The Community Health Care Van has been around since 1993, and is a familiar sight in New Haven. A big, blue, converted school bus, it’s often parked near The Green in downtown New Haven. Originally started as a way to combat HIV, hepatitis, and other infectious diseases, the van offers a clean needle exchange program, primary care, health education, counseling for mental health and substance abuse, and other services.
But in March 2020 when COVID-19 swept through the world, forcing people to stay home and businesses to close, the van was affected, too: it wasn’t possible to continue to provide care to several people on the van at once, in close proximity to one another. In the first weeks of the pandemic, the big blue bus stopped going out, and instead, the team operated through a small minivan which they could easily drive around the New Haven area, distributing masks, sanitary supplies, and educational materials.
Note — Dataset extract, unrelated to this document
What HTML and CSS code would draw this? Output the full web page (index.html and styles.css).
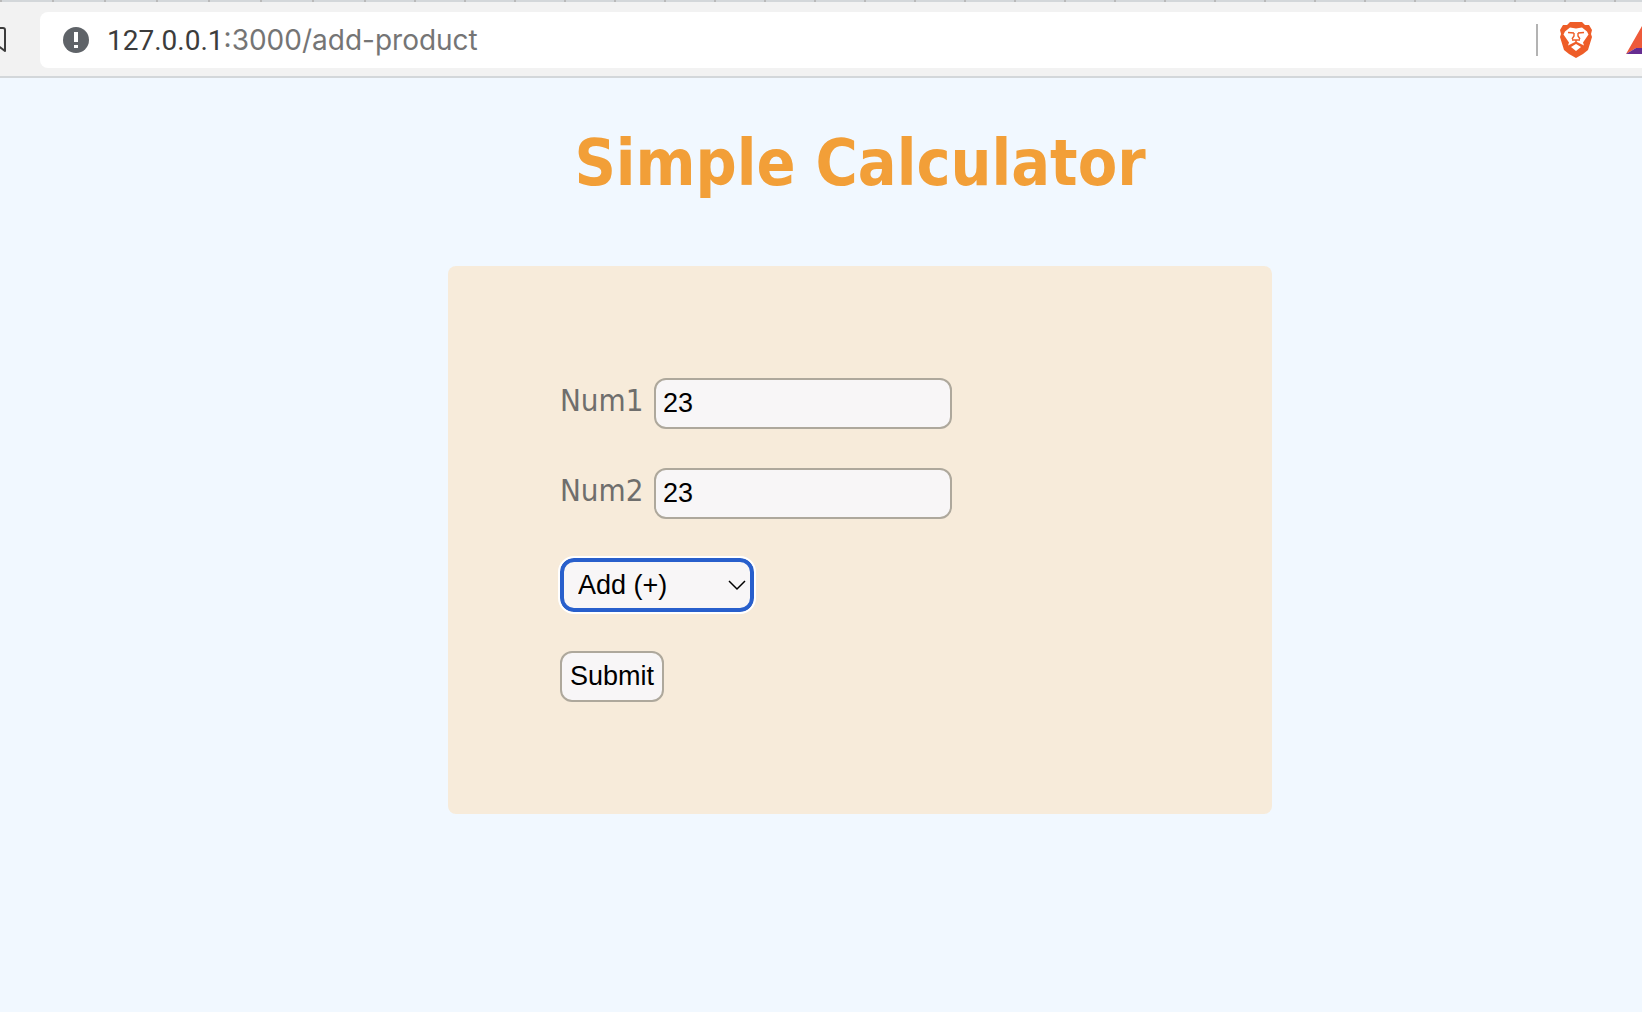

At the same time, providing care and outreach to underserved, often uninsured communities was more urgent than ever.
Mounting evidence showed that the same vulnerable areas of New Haven that were served by the Community Health Care Van were also the neighborhoods being hit hardest by COVID-19. “There’s a number of things that have been recommended, such as physical distancing, sheltering in place, and all of those sorts of things, but for marginalized populations, it’s much harder to do that,” says Rick Altice, MD, director of the Community Health Care Van and professor of medicine (infectious diseases). In other words, isolating oneself is a luxury many people simply can’t afford, either because they live with several other people, must continue working outside the home, or rely on public transit to get around. Meanwhile, Leslie Sude, MD, assistant professor of pediatrics, noticed another worrying trend: mothers weren’t coming in with their newborn babies for checkup visits, either because they were afraid of going into a clinic or because they didn’t have a way to get to their appointments. “I got involved with the Community Health Care Van early in the pandemic,” says Sude. “I was looking for a way to see babies in the community.”
“The department of pediatrics reached out to us to ask if we could repurpose the van for a new purpose,” explains Sharon Joslin, APRN. Lynn Tanoue, MD, MBA, vice-chair for clinical affairs in the Department of Internal Medicine, submitted an application an emergent award for the Community Health Care Van from the Yale New Haven Hospital Medical Staff Finance Committee. It was unanimously approved for a $50,000 award, and was matched for another $50,000, resulting in a donation of $100,000 to get the van back on the road, with a focus on serving newborns and their mothers during the pandemic.
“It’s a great coming together of many giving hands,” says Tanoue, highlighting the fact that the van would be equipped with masks donated by faculty—some of which were manufactured by the Yale School of Drama. “This is not only about providing care to people who need care, and might avoid seeking that care,” says Sude, “this is about doing our part in a small way, one piece of the puzzle, to stop community spread of coronavirus.”